What Is a Data Lake and What Is a Data Lakehouse?
Over the last decade, the world of data architecture has gone through several transformations. From traditional data warehouses to Hadoop-based data lakes and now to the emerging Lakehouse paradigm, each stage represents a response to new challenges in scale, cost, and flexibility.
But what exactly is a Data Lake, and how does a Data Lakehouse extend it?
The Data Warehouse (Before Lakes)
Before discussing lakes, it’s important to recall the role of the data warehouse:
- Structured data only.
- Optimized for analytics (OLAP).
- Expensive, rigid, and not designed for semi-structured or unstructured data.
Examples: Teradata, Oracle Exadata, Microsoft SQL Server Analysis Services.
By the late 2000s, the rise of web-scale data and unstructured formats exposed the limits of this model.
The Data Lake
A Data Lake emerged as a response to these limitations.
Definition
A Data Lake is a centralized repository that allows you to store all data, in any format, at scale, and at low cost.
Key Features
- Raw storage: Keep data in its native format (CSV, JSON, logs, images, video).
- Schema-on-read: Structure is applied when data is queried, not when it is stored.
- Cost efficiency: Built on commodity hardware or object storage (HDFS, S3, MinIO).
- Flexibility: Can hold structured, semi-structured, and unstructured data.
Weaknesses
- Without proper governance, a Data Lake can turn into a “data swamp.”
- No transactional guarantees for updates/deletes.
- Hard to provide consistent performance and reliability for BI users.
The Data Lakehouse
As organizations adopted Data Lakes, a new problem appeared: business users still needed the reliability and transactional consistency of a data warehouse. Analysts wanted SQL queries, ACID compliance, and governance—but without sacrificing the flexibility of lakes.
The result was the Lakehouse.
Definition
A Data Lakehouse combines the scalability and flexibility of a Data Lake with the transactional consistency and SQL capabilities of a Data Warehouse.
Key Features
- Table formats with ACID transactions: Iceberg, Delta Lake, Hudi.
- Unified storage: Structured and unstructured data coexist in the same repository.
- SQL-native queries: Engines like Trino, Spark SQL, and Athena query lakehouse tables directly.
- Governance & schema evolution: Catalogs (Hive Metastore, Glue, Nessie) provide consistency.
- Performance: Optimizations like columnar formats (Parquet/ORC) and caching.

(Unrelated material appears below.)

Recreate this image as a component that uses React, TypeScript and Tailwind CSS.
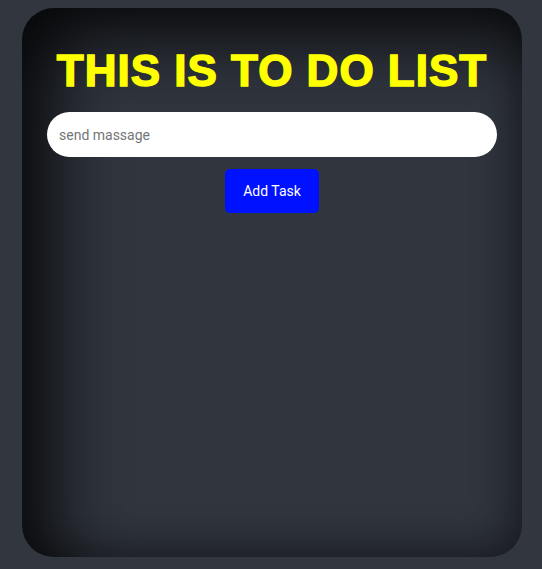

Comparing Data Lakes vs. Lakehouses
Feature | Data Lake | Data Lakehouse |
---|---|---|
Storage | HDFS, S3, GCS, MinIO | Same (object storage or HDFS) |
Data formats | CSV, JSON, Parquet, ORC | Columnar formats + transactional tables (Iceberg, Delta, Hudi) |
Schema | Schema-on-read | Schema-on-read + schema evolution |
Transactions (ACID) | No | Yes (through table formats) |
Query engines | Spark, Presto/Trino, Hive | Spark, Trino, Athena, Flink |
Use cases | Raw storage, data science, ML prep | BI, dashboards, advanced analytics, ML |
Real-World Examples
- Data Lake: Storing raw web logs, clickstream events, IoT data in S3.
- Lakehouse: Running BI dashboards in Trino/Athena directly on Iceberg tables stored in S3.
In other words, the Lakehouse bridges the gap: you no longer need to ETL all your raw data into a traditional warehouse—you can analyze it where it lives, with reliability.
Conclusion
- A Data Lake is the raw, flexible, and cheap storage layer for all types of data.
- A Data Warehouse is structured, rigid, and optimized for BI but limited in scope.
- A Lakehouse merges the two: it adds transactional consistency, governance, and SQL capabilities on top of a Data Lake.
This hybrid approach has become the new standard for modern analytics, with technologies like Trino, Iceberg, Delta Lake, and Hudi leading the way.